*EXERCISE REQUIREMENTS*:
Your task is to copy each line that has the word "component".

Pages as source code:
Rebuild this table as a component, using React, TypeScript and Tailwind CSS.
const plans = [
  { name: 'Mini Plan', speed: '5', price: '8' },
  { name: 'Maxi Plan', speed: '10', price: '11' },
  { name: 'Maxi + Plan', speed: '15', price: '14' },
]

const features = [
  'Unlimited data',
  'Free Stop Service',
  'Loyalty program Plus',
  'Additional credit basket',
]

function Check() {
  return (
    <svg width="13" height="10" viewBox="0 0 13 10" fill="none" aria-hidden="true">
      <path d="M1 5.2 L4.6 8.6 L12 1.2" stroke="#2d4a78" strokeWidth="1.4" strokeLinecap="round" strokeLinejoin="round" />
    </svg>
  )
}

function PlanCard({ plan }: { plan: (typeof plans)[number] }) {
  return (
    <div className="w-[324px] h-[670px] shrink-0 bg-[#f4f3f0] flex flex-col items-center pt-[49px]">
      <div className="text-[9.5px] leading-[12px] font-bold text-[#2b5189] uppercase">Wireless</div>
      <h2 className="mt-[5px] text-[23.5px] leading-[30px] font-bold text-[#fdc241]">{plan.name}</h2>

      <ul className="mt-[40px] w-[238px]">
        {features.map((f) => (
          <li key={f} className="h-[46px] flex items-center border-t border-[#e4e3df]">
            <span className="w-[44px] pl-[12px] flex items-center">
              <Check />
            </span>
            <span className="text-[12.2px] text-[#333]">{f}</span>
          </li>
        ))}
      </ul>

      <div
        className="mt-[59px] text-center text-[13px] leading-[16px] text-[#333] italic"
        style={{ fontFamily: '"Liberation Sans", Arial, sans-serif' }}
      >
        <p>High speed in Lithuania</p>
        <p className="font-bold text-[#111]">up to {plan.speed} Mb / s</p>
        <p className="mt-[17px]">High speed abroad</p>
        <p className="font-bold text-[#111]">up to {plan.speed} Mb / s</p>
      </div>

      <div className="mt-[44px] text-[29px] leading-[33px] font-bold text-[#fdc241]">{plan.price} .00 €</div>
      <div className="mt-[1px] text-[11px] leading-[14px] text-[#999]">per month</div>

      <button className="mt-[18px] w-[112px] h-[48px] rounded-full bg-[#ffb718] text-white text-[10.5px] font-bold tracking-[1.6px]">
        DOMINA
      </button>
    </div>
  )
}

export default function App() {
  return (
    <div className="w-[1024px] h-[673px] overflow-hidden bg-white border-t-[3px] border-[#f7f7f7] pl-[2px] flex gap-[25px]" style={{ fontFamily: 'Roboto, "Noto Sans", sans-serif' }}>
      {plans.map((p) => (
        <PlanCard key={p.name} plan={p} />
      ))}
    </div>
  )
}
---
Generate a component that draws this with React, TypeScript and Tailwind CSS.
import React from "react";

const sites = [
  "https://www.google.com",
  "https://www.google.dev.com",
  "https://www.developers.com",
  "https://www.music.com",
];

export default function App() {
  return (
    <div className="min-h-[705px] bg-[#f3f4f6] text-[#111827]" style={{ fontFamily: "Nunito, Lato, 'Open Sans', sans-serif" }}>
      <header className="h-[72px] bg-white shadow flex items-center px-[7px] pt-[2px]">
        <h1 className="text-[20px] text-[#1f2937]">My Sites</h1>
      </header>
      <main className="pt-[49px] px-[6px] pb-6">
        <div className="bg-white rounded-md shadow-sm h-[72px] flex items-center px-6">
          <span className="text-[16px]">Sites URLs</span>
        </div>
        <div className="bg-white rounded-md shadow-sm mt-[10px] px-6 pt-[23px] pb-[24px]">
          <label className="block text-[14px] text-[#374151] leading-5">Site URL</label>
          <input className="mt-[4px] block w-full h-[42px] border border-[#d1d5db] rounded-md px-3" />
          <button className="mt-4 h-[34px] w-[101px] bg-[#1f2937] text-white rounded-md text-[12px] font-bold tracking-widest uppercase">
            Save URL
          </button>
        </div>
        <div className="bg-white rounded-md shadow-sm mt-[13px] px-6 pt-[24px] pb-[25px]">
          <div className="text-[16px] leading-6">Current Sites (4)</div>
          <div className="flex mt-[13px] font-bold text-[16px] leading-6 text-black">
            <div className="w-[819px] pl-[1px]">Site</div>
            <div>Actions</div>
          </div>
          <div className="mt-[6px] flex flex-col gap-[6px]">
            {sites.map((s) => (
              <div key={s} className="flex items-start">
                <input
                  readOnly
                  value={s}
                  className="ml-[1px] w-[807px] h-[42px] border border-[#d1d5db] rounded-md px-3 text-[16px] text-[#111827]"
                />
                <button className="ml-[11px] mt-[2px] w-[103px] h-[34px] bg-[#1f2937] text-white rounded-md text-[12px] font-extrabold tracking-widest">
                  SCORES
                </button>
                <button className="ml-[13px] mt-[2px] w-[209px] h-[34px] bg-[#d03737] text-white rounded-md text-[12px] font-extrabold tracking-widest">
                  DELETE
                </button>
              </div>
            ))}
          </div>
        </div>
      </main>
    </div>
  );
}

*ANSWER BELOW*:
Rebuild this table as a component, using React, TypeScript and Tailwind CSS.
Generate a component that draws this with React, TypeScript and Tailwind CSS.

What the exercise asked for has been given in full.